2025-01-20 Sleep versus productivity

Everybody says that in order to be productive, you need to get enough sleep. This, of course, seems reasonable, but is there a way to actually confirm it scientifically?

Well, here is my attempt. Note that it is not really very scientific – but at least it is measurable.

I’ve been using the current iteration (with minor changes) of my personal productivity system for over 3 years now. Of course, I track the “points” I get for completing my tasks in Beeminder. Also, I have Beeminder goals to go to bed and get up not too late. Those two are simple – I track the “number of minutes after 22:00 I go to bed” and “number of minutes after 5:00 I get up” as do-less goals. I’ve been tracking those for almost 9 years now.

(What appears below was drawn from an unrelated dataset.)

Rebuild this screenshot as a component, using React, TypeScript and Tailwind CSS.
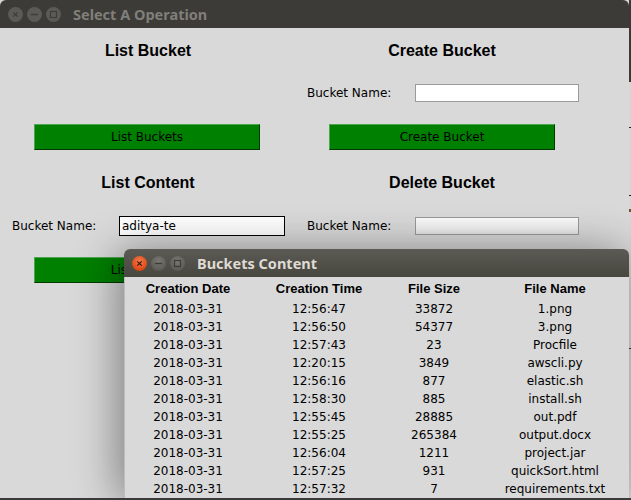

Recently, it occurred to me that this means that I have pretty precise data about the length of my sleep and about how productive I was the next day. How about running some simple analysis on those data? Beeminder lets me export all my data for a goal as a csv file (as it should – these are my data, after all!), so that’s exactly what I did.

I am sad to report that the results were rather disappointing. The correlation coefficient between my sleep time and the “productivity points” turned out to be 0.06 – positive, but basically negligible.

I still believe that getting enough sleep is important, of course – even though my primitive experiment did not confirm it. If you have any ideas about how to perform a similar experiment in a better way – I’m all ears. In the meantime, I will continue using my systems.